570 A.2d 1070 | Pa. Super. Ct. | 1990

WIEAND, Judge:

The issue in this appeal is whether a tenant who, on his own initiative, circulates among other tenants a petition intended to induce action or forbearance by the landlord is acting as part of a “tenants’ organization or association” within section 205 of the Landlord and Tenant Act of April 6, 1951, P.L. 69, as amended, 68 P.S. § 250.205, which prohibits a landlord from terminating a lease because of the tenant’s participation in a “tenants’ organization or association.”

Dr. Robert Manis, by agreement dated June 24, 1984, leased a residential apartment from Mid-Island Properties, Inc. (Mid-Island) for a term of one year, beginning September 1, 1984. The lease was renewable annually in the absence of ninety days notice of termination, which could be given by either party. The lease, in fact, was renewed annually until 1988.

*238In December, 1987, Mid-Island’s management notified its tenants that it intended to discontinue services which theretofore had been provided to tenants using the “lower garage.” Manis was affected by this decision to discontinue services; and, in February, 1988, he circulated a petition among other affected tenants by which he hoped to induce management to reverse its decision. On May 18, 1988, Mid-Island gave notice to Dr.
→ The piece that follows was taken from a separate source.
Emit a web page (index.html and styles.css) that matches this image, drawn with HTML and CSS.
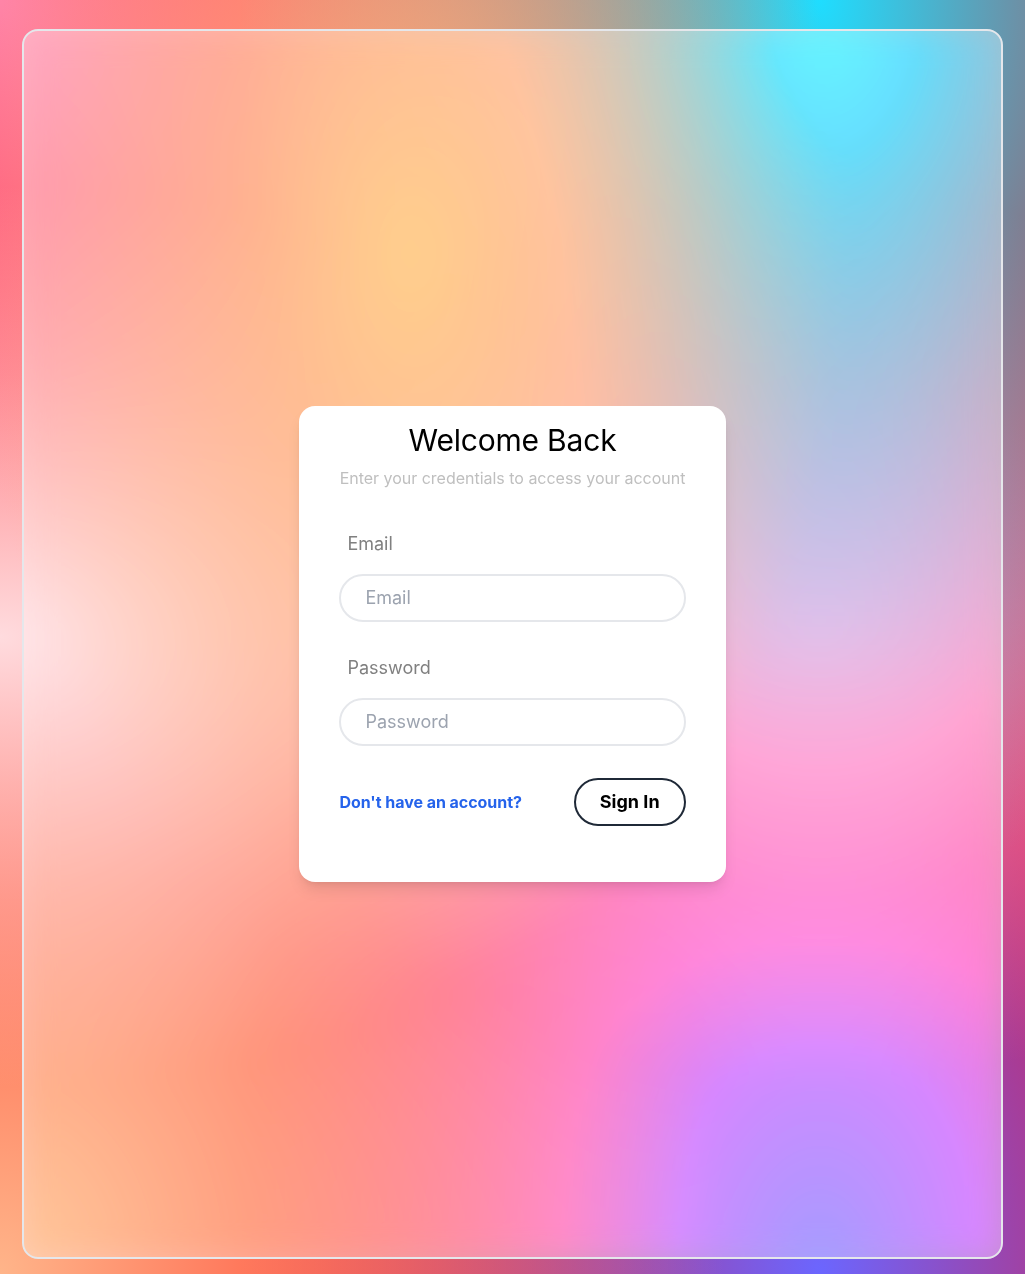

Manis that his lease would not be renewed and that his tenancy would terminate at the end of the current term on August 31,1988. Manis refused to vacate the apartment. Therefore, Mid-Island commenced an action in ejectment to obtain possession of the apartment and, in a separate count, to recover unpaid rent and parking fees. Manis filed an answer containing new matter and a counterclaim for compensatory and punitive damages. He alleged, inter alia, that the termination of his lease had been motivated by his circulation of the petition and, therefore, violated Section 205 of the Landlord and Tenant Act. These averments were denied in Mid-Island’s reply. Subsequently, on motion of Mid-Island, accompanied by affidavits from the parties, the trial court entered summary judgment against Manis in the ejectment action and awarded possession of the apartment to Mid-Island. Section 205 of the Landlord and Tenant Act, the court held, was not available as a defense. Because issues of fact remained in the claim and counterclaim for money damages, however, these claims were reserved for trial. Manis appealed from the order ejecting him from his apartment.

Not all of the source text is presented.